>> START Supplied information

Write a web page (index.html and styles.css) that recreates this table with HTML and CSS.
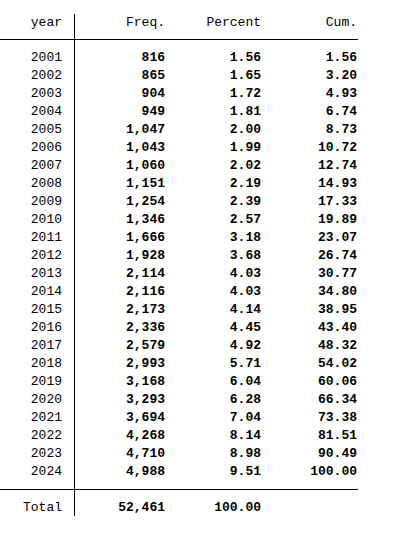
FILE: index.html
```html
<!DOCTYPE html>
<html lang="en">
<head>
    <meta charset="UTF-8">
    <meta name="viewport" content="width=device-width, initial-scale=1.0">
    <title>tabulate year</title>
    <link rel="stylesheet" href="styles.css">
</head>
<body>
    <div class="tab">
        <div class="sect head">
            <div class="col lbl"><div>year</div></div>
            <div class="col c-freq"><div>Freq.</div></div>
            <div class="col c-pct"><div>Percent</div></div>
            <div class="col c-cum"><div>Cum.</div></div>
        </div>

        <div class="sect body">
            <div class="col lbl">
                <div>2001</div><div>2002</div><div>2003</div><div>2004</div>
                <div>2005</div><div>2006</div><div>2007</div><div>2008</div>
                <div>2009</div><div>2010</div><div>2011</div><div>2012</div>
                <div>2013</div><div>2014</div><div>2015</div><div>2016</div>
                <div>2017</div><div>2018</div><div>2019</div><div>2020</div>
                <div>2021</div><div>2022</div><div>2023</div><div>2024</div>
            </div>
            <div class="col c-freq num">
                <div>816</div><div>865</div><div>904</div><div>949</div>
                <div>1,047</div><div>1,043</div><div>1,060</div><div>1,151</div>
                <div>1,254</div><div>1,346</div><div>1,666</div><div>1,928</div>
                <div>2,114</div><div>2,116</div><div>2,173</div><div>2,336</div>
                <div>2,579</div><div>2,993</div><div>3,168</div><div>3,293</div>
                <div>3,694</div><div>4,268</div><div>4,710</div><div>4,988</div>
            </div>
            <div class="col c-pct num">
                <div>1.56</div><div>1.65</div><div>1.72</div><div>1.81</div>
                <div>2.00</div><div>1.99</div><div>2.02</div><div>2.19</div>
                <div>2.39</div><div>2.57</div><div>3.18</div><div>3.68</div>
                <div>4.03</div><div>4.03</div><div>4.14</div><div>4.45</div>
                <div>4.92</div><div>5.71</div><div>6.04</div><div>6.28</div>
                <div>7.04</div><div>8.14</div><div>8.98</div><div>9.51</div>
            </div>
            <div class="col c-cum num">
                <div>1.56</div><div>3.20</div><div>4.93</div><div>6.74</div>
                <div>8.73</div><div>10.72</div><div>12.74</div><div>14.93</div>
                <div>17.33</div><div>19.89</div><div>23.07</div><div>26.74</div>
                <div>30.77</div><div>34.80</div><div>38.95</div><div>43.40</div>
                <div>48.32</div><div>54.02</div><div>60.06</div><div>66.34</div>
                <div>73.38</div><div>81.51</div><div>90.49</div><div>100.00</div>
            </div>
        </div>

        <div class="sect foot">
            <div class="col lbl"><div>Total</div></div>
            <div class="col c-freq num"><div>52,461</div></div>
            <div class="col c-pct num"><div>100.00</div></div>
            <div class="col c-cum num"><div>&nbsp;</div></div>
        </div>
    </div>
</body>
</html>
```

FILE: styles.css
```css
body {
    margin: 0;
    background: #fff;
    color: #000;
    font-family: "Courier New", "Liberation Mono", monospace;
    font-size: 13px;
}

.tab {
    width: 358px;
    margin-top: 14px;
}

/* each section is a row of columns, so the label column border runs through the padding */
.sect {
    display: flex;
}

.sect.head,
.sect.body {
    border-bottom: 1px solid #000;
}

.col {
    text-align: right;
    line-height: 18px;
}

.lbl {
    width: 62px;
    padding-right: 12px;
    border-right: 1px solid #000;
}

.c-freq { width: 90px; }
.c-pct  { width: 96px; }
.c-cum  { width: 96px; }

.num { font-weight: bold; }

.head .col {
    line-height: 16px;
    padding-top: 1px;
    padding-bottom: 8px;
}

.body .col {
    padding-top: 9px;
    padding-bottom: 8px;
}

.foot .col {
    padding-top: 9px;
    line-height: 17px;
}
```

>> END Supplied information

### Exercise details
Reproduce all of the material above word for word. Omit the pictures.

### Response
Write a web page (index.html and styles.css) that recreates this table with HTML and CSS.
FILE: index.html
```html
<!DOCTYPE html>
<html lang="en">
<head>
    <meta charset="UTF-8">
    <meta name="viewport" content="width=device-width, initial-scale=1.0">
    <title>tabulate year</title>
    <link rel="stylesheet" href="styles.css">
</head>
<body>
    <div class="tab">
        <div class="sect head">
            <div class="col lbl"><div>year</div></div>
            <div class="col c-freq"><div>Freq.</div></div>
            <div class="col c-pct"><div>Percent</div></div>
            <div class="col c-cum"><div>Cum.</div></div>
        </div>

        <div class="sect body">
            <div class="col lbl">
                <div>2001</div><div>2002</div><div>2003</div><div>2004</div>
                <div>2005</div><div>2006</div><div>2007</div><div>2008</div>
                <div>2009</div><div>2010</div><div>2011</div><div>2012</div>
                <div>2013</div><div>2014</div><div>2015</div><div>2016</div>
                <div>2017</div><div>2018</div><div>2019</div><div>2020</div>
                <div>2021</div><div>2022</div><div>2023</div><div>2024</div>
            </div>
            <div class="col c-freq num">
                <div>816</div><div>865</div><div>904</div><div>949</div>
                <div>1,047</div><div>1,043</div><div>1,060</div><div>1,151</div>
                <div>1,254</div><div>1,346</div><div>1,666</div><div>1,928</div>
                <div>2,114</div><div>2,116</div><div>2,173</div><div>2,336</div>
                <div>2,579</div><div>2,993</div><div>3,168</div><div>3,293</div>
                <div>3,694</div><div>4,268</div><div>4,710</div><div>4,988</div>
            </div>
            <div class="col c-pct num">
                <div>1.56</div><div>1.65</div><div>1.72</div><div>1.81</div>
                <div>2.00</div><div>1.99</div><div>2.02</div><div>2.19</div>
                <div>2.39</div><div>2.57</div><div>3.18</div><div>3.68</div>
                <div>4.03</div><div>4.03</div><div>4.14</div><div>4.45</div>
                <div>4.92</div><div>5.71</div><div>6.04</div><div>6.28</div>
                <div>7.04</div><div>8.14</div><div>8.98</div><div>9.51</div>
            </div>
            <div class="col c-cum num">
                <div>1.56</div><div>3.20</div><div>4.93</div><div>6.74</div>
                <div>8.73</div><div>10.72</div><div>12.74</div><div>14.93</div>
                <div>17.33</div><div>19.89</div><div>23.07</div><div>26.74</div>
                <div>30.77</div><div>34.80</div><div>38.95</div><div>43.40</div>
                <div>48.32</div><div>54.02</div><div>60.06</div><div>66.34</div>
                <div>73.38</div><div>81.51</div><div>90.49</div><div>100.00</div>
            </div>
        </div>

        <div class="sect foot">
            <div class="col lbl"><div>Total</div></div>
            <div class="col c-freq num"><div>52,461</div></div>
            <div class="col c-pct num"><div>100.00</div></div>
            <div class="col c-cum num"><div>&nbsp;</div></div>
        </div>
    </div>
</body>
</html>
```

FILE: styles.css
```css
body {
    margin: 0;
    background: #fff;
    color: #000;
    font-family: "Courier New", "Liberation Mono", monospace;
    font-size: 13px;
}

.tab {
    width: 358px;
    margin-top: 14px;
}

/* each section is a row of columns, so the label column border runs through the padding */
.sect {
    display: flex;
}

.sect.head,
.sect.body {
    border-bottom: 1px solid #000;
}

.col {
    text-align: right;
    line-height: 18px;
}

.lbl {
    width: 62px;
    padding-right: 12px;
    border-right: 1px solid #000;
}

.c-freq { width: 90px; }
.c-pct  { width: 96px; }
.c-cum  { width: 96px; }

.num { font-weight: bold; }

.head .col {
    line-height: 16px;
    padding-top: 1px;
    padding-bottom: 8px;
}

.body .col {
    padding-top: 9px;
    padding-bottom: 8px;
}

.foot .col {
    padding-top: 9px;
    line-height: 17px;
}
```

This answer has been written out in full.